Le choix de la devise de facturation est crucial et doit être explicitement mentionné :

« Toutes les factures seront libellées en euros. En cas de paiement dans une autre devise, le taux de change applicable sera celui en vigueur à la date du paiement effectif, les éventuels frais de change étant à la charge du client. »

Les règles Incoterms

Pour les contrats de vente internationale de marchandises, il est important de faire référence aux Incoterms (International Commercial Terms) qui définissent les obligations respectives du vendeur et de l’acheteur :

« La facturation sera établie selon l’Incoterm FCA (Free Carrier) 2020. Les frais de transport et d’assurance jusqu’au port de destination seront facturés séparément et payables dans les mêmes conditions que le prix des marchandises. »

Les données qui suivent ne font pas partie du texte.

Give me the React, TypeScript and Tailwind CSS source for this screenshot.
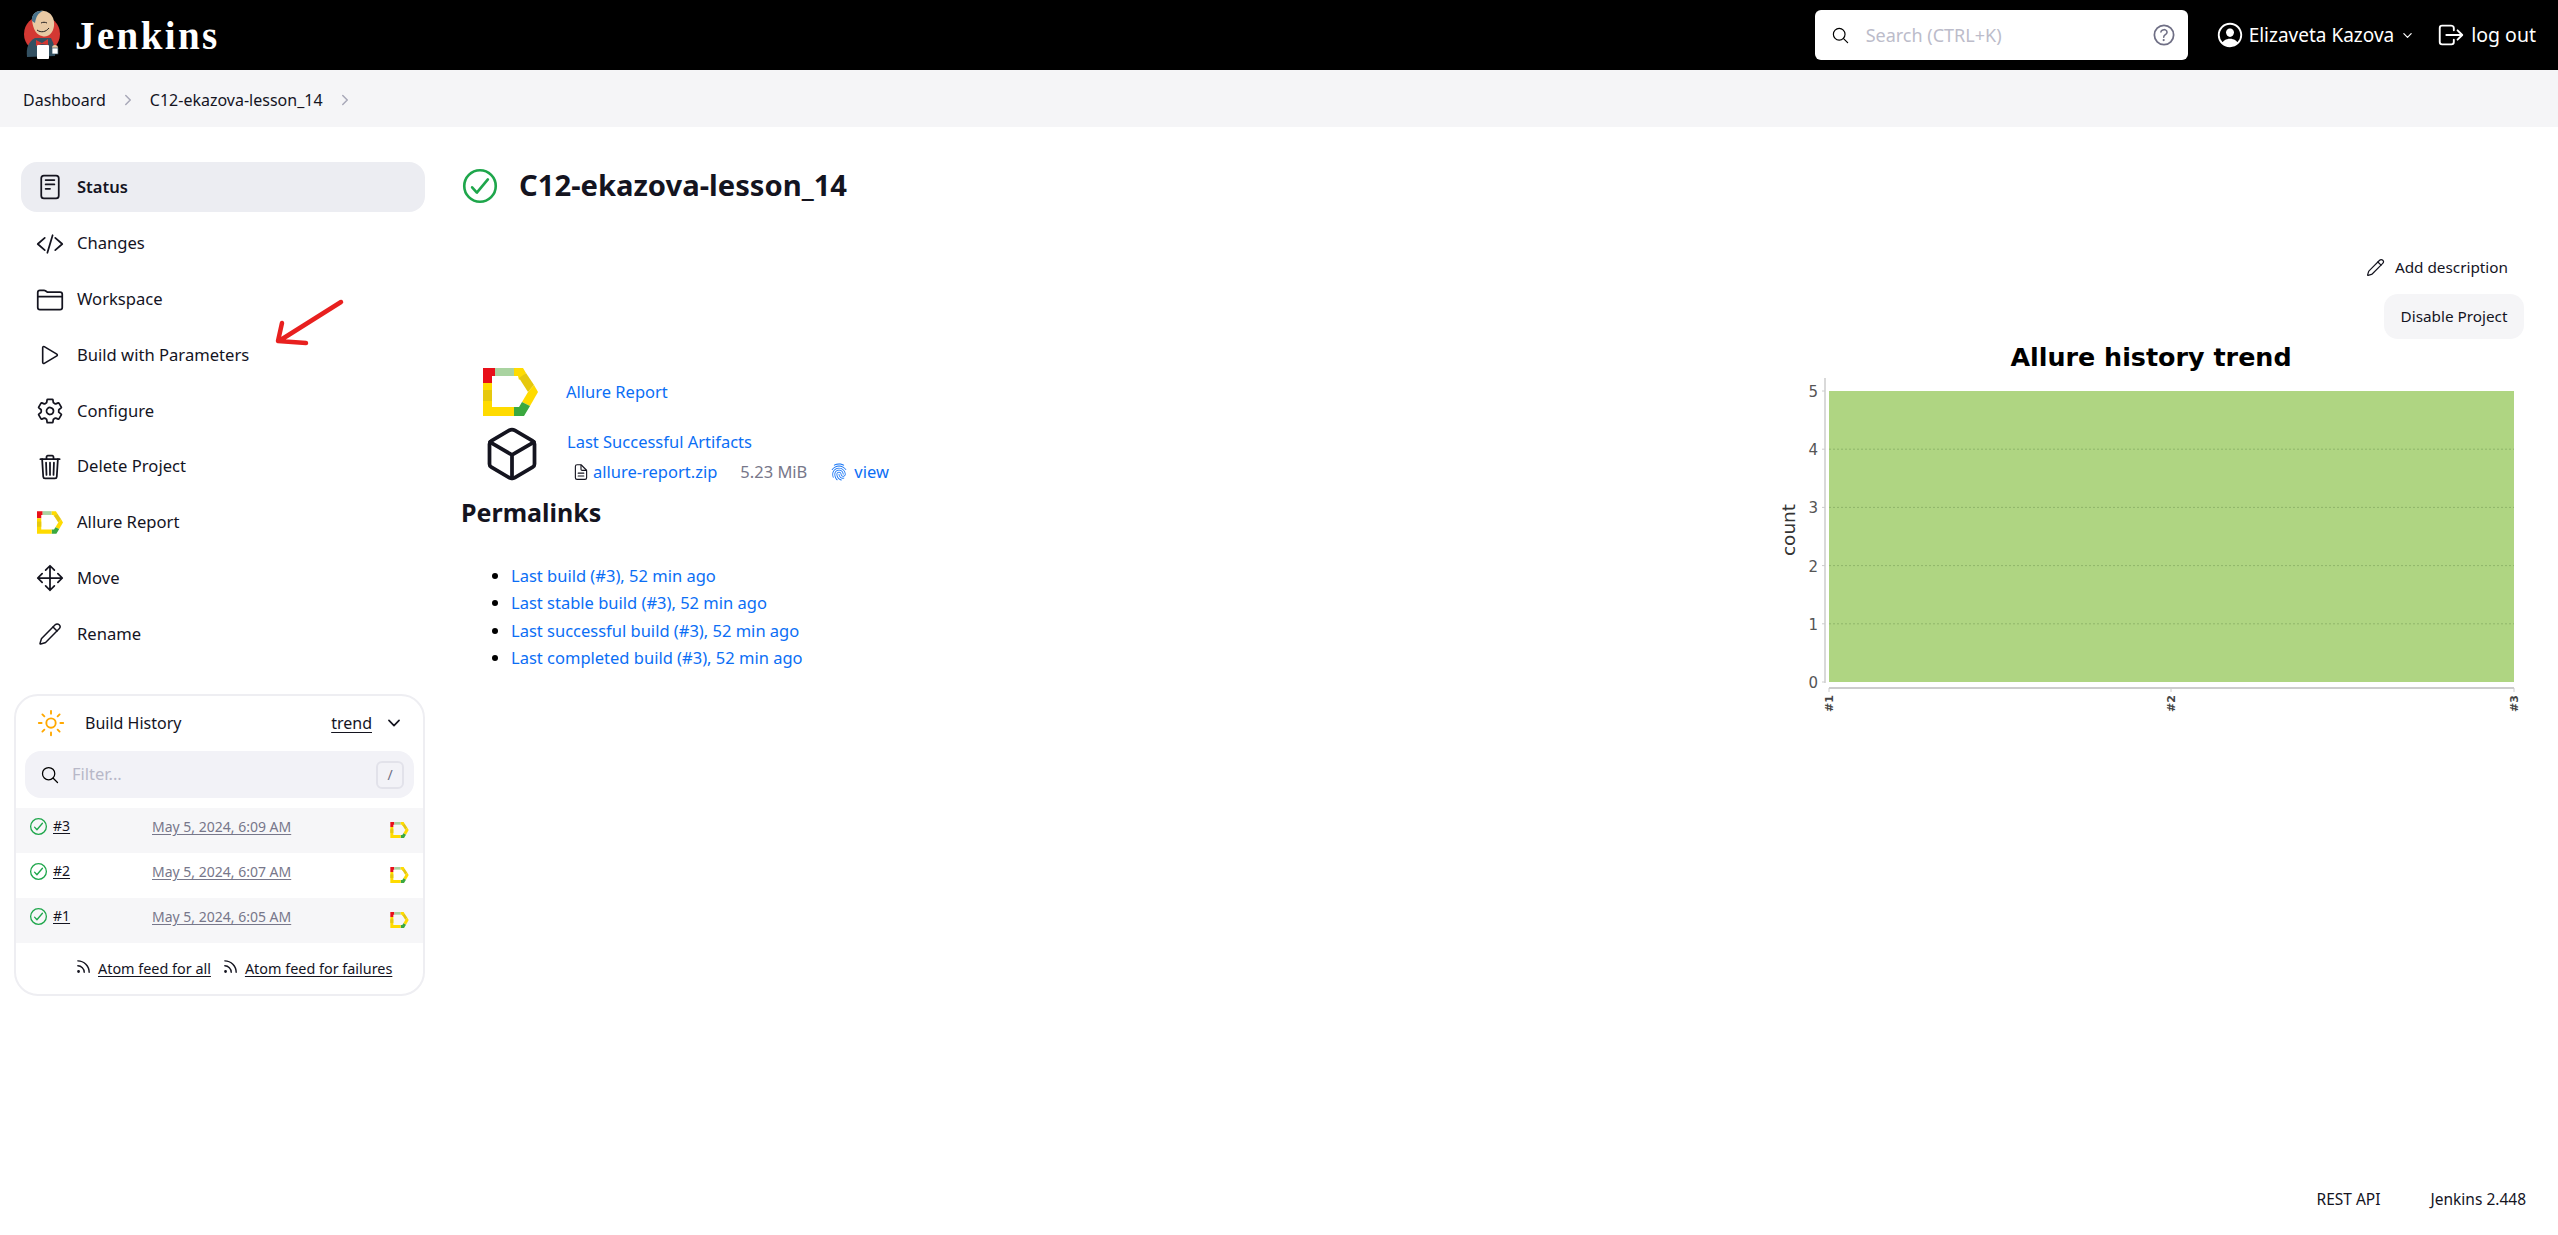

La TVA et les taxes douanières

Le traitement de la TVA et des éventuelles taxes douanières doit être clairement spécifié :

« Les prix indiqués s’entendent hors taxes. La TVA, si applicable, sera facturée en sus au taux en vigueur. Les éventuels droits de douane et taxes à l’importation seront à la charge exclusive du client et ne sont pas inclus dans les prix facturés. »

La gestion des litiges liés à la facturation

Malgré toutes les précautions prises dans la rédaction des clauses, des litiges peuvent survenir concernant la facturation. Il est donc prudent d’anticiper leur gestion.

Procédure de contestation

Une procédure claire de contestation des factures peut être prévue :

« Toute contestation relative à une facture devra être notifiée par lettre recommandée avec accusé de réception dans un délai de 15 jours à compter de sa réception. La contestation devra être motivée et accompagnée des pièces justificatives. Elle ne dispense pas le client du paiement de la partie non contestée de la facture. »

Médiation et arbitrage

Pour éviter des procédures judiciaires longues et coûteuses, il peut être judicieux de prévoir des modes alternatifs de résolution des conflits :

« En cas de litige persistant relatif à la facturation, les parties s’engagent à recourir à la médiation avant toute action en justice. Le médiateur sera choisi d’un commun accord dans un délai de 15 jours à compter de la demande de médiation notifiée par la partie la plus diligente. »

Attribution de compétence

Enfin, il est recommandé de préciser la juridiction compétente en cas de litige :

« Tout litige relatif à l’interprétation ou à l’exécution des clauses de facturation sera de la compétence exclusive du Tribunal de Commerce de Paris, y compris en cas de pluralité de défendeurs ou d’appel en garantie. »

La rédaction des clauses de facturation dans les contrats commerciaux requiert une attention particulière et une expertise juridique et financière. Ces dispositions, loin d’être de simples formalités, constituent un élément stratégique des accords commerciaux. Elles doivent être adaptées aux spécificités de chaque secteur d’activité, tenir compte des évolutions technologiques et s’articuler harmonieusement avec les autres clauses du contrat. Une rédaction soignée permet de sécuriser les flux financiers, de prévenir les litiges et de poser les bases d’une relation commerciale saine et durable.